───── MATERIAL
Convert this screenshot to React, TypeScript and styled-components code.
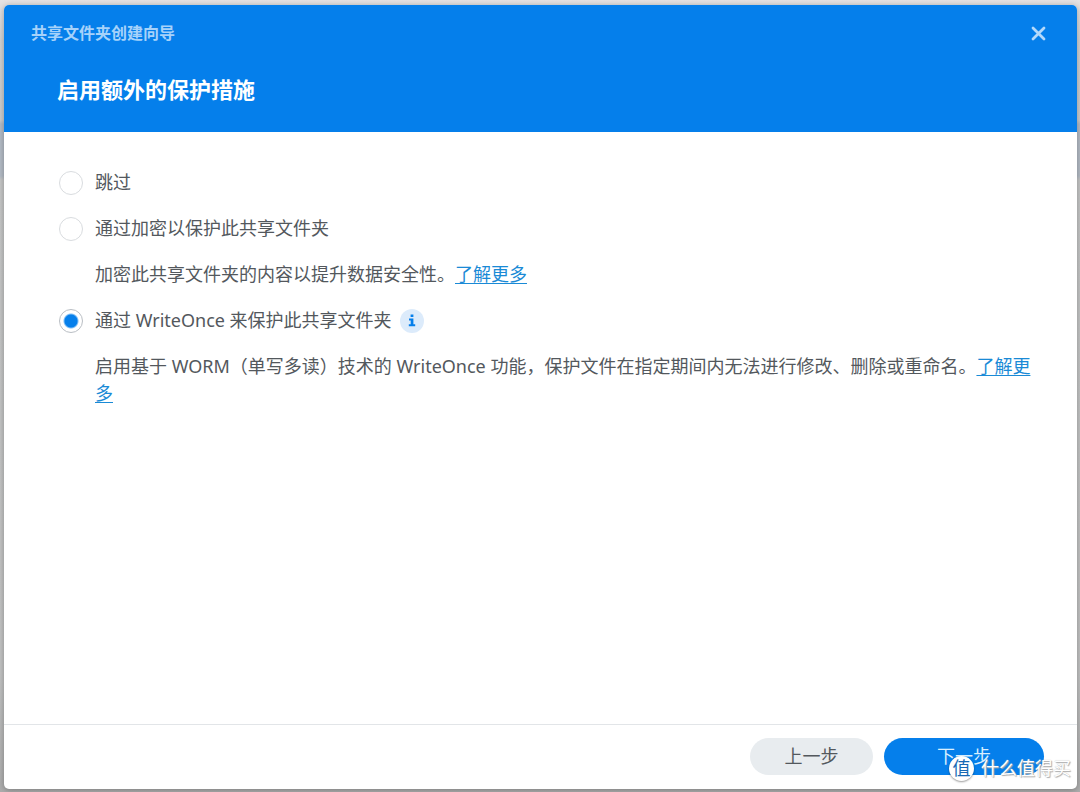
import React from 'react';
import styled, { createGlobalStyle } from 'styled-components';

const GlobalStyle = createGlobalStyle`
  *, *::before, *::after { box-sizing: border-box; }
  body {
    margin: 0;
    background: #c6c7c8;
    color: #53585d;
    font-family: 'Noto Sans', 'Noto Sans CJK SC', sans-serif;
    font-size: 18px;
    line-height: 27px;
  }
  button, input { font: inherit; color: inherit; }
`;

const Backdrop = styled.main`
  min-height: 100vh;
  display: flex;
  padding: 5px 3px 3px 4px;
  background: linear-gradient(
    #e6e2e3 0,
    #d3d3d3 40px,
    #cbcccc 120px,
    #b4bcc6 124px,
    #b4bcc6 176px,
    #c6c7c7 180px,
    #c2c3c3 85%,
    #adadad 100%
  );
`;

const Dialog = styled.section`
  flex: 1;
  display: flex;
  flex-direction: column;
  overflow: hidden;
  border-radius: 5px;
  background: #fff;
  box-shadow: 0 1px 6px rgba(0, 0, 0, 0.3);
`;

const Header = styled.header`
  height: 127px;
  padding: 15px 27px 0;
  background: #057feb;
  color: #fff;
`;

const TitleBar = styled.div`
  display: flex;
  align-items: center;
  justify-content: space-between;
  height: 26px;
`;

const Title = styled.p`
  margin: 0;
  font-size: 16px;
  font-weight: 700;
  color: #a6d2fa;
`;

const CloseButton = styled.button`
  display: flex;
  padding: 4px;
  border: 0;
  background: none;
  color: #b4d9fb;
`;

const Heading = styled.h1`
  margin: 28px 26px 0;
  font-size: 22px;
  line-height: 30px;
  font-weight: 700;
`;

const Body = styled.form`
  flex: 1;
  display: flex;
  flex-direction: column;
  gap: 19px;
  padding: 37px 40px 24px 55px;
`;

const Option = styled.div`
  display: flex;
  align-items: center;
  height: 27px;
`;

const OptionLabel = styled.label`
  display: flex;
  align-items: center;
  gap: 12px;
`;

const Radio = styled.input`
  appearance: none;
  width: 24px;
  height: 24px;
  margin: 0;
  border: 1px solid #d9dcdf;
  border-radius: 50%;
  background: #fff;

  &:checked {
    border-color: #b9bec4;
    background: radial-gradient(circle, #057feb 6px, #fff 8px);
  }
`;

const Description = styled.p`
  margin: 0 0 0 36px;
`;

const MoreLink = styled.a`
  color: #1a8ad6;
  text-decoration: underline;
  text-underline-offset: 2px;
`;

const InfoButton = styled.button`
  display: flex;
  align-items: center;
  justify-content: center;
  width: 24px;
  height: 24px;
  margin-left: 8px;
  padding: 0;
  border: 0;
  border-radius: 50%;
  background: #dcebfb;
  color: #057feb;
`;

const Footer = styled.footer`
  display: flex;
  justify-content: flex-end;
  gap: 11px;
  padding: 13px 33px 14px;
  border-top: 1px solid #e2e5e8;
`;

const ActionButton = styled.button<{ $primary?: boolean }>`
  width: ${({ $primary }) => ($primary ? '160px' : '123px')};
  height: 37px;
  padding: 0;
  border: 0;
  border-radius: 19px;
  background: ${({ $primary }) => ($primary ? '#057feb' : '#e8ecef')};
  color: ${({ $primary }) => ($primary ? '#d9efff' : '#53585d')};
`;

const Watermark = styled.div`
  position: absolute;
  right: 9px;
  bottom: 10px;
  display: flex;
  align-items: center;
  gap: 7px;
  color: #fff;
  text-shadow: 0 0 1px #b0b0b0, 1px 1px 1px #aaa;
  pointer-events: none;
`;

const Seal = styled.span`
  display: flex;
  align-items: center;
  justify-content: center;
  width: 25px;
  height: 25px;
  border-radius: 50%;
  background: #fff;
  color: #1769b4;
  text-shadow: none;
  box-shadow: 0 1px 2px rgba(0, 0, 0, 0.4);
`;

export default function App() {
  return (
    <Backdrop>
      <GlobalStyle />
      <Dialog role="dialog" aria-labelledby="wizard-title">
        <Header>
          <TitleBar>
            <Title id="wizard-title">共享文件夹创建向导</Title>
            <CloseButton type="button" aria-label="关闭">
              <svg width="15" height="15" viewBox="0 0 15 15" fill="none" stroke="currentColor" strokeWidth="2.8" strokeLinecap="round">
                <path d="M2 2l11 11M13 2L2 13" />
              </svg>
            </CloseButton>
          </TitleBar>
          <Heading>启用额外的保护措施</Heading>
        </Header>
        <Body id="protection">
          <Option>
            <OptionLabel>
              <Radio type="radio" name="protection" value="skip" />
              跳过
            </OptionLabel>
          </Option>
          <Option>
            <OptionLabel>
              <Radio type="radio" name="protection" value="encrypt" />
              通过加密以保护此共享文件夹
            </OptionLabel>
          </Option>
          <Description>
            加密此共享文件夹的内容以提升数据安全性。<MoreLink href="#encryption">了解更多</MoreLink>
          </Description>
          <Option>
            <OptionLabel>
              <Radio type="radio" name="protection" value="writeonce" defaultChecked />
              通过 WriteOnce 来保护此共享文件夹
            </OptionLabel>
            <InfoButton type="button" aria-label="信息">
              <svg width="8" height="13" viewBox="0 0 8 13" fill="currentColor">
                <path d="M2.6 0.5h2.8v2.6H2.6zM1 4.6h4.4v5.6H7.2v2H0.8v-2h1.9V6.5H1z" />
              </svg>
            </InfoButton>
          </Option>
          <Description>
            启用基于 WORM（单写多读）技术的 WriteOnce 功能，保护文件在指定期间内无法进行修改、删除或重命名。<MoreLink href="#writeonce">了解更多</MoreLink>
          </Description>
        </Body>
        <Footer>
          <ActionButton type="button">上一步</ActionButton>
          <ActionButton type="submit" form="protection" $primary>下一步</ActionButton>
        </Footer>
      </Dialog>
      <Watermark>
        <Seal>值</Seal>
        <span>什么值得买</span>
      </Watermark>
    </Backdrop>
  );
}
──────────
DIRECTIONS
Copy all the lines of data exactly as they appear, dropping any images.

TASK RESULT
Convert this screenshot to React, TypeScript and styled-components code.
import React from 'react';
import styled, { createGlobalStyle } from 'styled-components';

const GlobalStyle = createGlobalStyle`
  *, *::before, *::after { box-sizing: border-box; }
  body {
    margin: 0;
    background: #c6c7c8;
    color: #53585d;
    font-family: 'Noto Sans', 'Noto Sans CJK SC', sans-serif;
    font-size: 18px;
    line-height: 27px;
  }
  button, input { font: inherit; color: inherit; }
`;

const Backdrop = styled.main`
  min-height: 100vh;
  display: flex;
  padding: 5px 3px 3px 4px;
  background: linear-gradient(
    #e6e2e3 0,
    #d3d3d3 40px,
    #cbcccc 120px,
    #b4bcc6 124px,
    #b4bcc6 176px,
    #c6c7c7 180px,
    #c2c3c3 85%,
    #adadad 100%
  );
`;

const Dialog = styled.section`
  flex: 1;
  display: flex;
  flex-direction: column;
  overflow: hidden;
  border-radius: 5px;
  background: #fff;
  box-shadow: 0 1px 6px rgba(0, 0, 0, 0.3);
`;

const Header = styled.header`
  height: 127px;
  padding: 15px 27px 0;
  background: #057feb;
  color: #fff;
`;

const TitleBar = styled.div`
  display: flex;
  align-items: center;
  justify-content: space-between;
  height: 26px;
`;

const Title = styled.p`
  margin: 0;
  font-size: 16px;
  font-weight: 700;
  color: #a6d2fa;
`;

const CloseButton = styled.button`
  display: flex;
  padding: 4px;
  border: 0;
  background: none;
  color: #b4d9fb;
`;

const Heading = styled.h1`
  margin: 28px 26px 0;
  font-size: 22px;
  line-height: 30px;
  font-weight: 700;
`;

const Body = styled.form`
  flex: 1;
  display: flex;
  flex-direction: column;
  gap: 19px;
  padding: 37px 40px 24px 55px;
`;

const Option = styled.div`
  display: flex;
  align-items: center;
  height: 27px;
`;

const OptionLabel = styled.label`
  display: flex;
  align-items: center;
  gap: 12px;
`;

const Radio = styled.input`
  appearance: none;
  width: 24px;
  height: 24px;
  margin: 0;
  border: 1px solid #d9dcdf;
  border-radius: 50%;
  background: #fff;

  &:checked {
    border-color: #b9bec4;
    background: radial-gradient(circle, #057feb 6px, #fff 8px);
  }
`;

const Description = styled.p`
  margin: 0 0 0 36px;
`;

const MoreLink = styled.a`
  color: #1a8ad6;
  text-decoration: underline;
  text-underline-offset: 2px;
`;

const InfoButton = styled.button`
  display: flex;
  align-items: center;
  justify-content: center;
  width: 24px;
  height: 24px;
  margin-left: 8px;
  padding: 0;
  border: 0;
  border-radius: 50%;
  background: #dcebfb;
  color: #057feb;
`;

const Footer = styled.footer`
  display: flex;
  justify-content: flex-end;
  gap: 11px;
  padding: 13px 33px 14px;
  border-top: 1px solid #e2e5e8;
`;

const ActionButton = styled.button<{ $primary?: boolean }>`
  width: ${({ $primary }) => ($primary ? '160px' : '123px')};
  height: 37px;
  padding: 0;
  border: 0;
  border-radius: 19px;
  background: ${({ $primary }) => ($primary ? '#057feb' : '#e8ecef')};
  color: ${({ $primary }) => ($primary ? '#d9efff' : '#53585d')};
`;

const Watermark = styled.div`
  position: absolute;
  right: 9px;
  bottom: 10px;
  display: flex;
  align-items: center;
  gap: 7px;
  color: #fff;
  text-shadow: 0 0 1px #b0b0b0, 1px 1px 1px #aaa;
  pointer-events: none;
`;

const Seal = styled.span`
  display: flex;
  align-items: center;
  justify-content: center;
  width: 25px;
  height: 25px;
  border-radius: 50%;
  background: #fff;
  color: #1769b4;
  text-shadow: none;
  box-shadow: 0 1px 2px rgba(0, 0, 0, 0.4);
`;

export default function App() {
  return (
    <Backdrop>
      <GlobalStyle />
      <Dialog role="dialog" aria-labelledby="wizard-title">
        <Header>
          <TitleBar>
            <Title id="wizard-title">共享文件夹创建向导</Title>
            <CloseButton type="button" aria-label="关闭">
              <svg width="15" height="15" viewBox="0 0 15 15" fill="none" stroke="currentColor" strokeWidth="2.8" strokeLinecap="round">
                <path d="M2 2l11 11M13 2L2 13" />
              </svg>
            </CloseButton>
          </TitleBar>
          <Heading>启用额外的保护措施</Heading>
        </Header>
        <Body id="protection">
          <Option>
            <OptionLabel>
              <Radio type="radio" name="protection" value="skip" />
              跳过
            </OptionLabel>
          </Option>
          <Option>
            <OptionLabel>
              <Radio type="radio" name="protection" value="encrypt" />
              通过加密以保护此共享文件夹
            </OptionLabel>
          </Option>
          <Description>
            加密此共享文件夹的内容以提升数据安全性。<MoreLink href="#encryption">了解更多</MoreLink>
          </Description>
          <Option>
            <OptionLabel>
              <Radio type="radio" name="protection" value="writeonce" defaultChecked />
              通过 WriteOnce 来保护此共享文件夹
            </OptionLabel>
            <InfoButton type="button" aria-label="信息">
              <svg width="8" height="13" viewBox="0 0 8 13" fill="currentColor">
                <path d="M2.6 0.5h2.8v2.6H2.6zM1 4.6h4.4v5.6H7.2v2H0.8v-2h1.9V6.5H1z" />
              </svg>
            </InfoButton>
          </Option>
          <Description>
            启用基于 WORM（单写多读）技术的 WriteOnce 功能，保护文件在指定期间内无法进行修改、删除或重命名。<MoreLink href="#writeonce">了解更多</MoreLink>
          </Description>
        </Body>
        <Footer>
          <ActionButton type="button">上一步</ActionButton>
          <ActionButton type="submit" form="protection" $primary>下一步</ActionButton>
        </Footer>
      </Dialog>
      <Watermark>
        <Seal>值</Seal>
        <span>什么值得买</span>
      </Watermark>
    </Backdrop>
  );
}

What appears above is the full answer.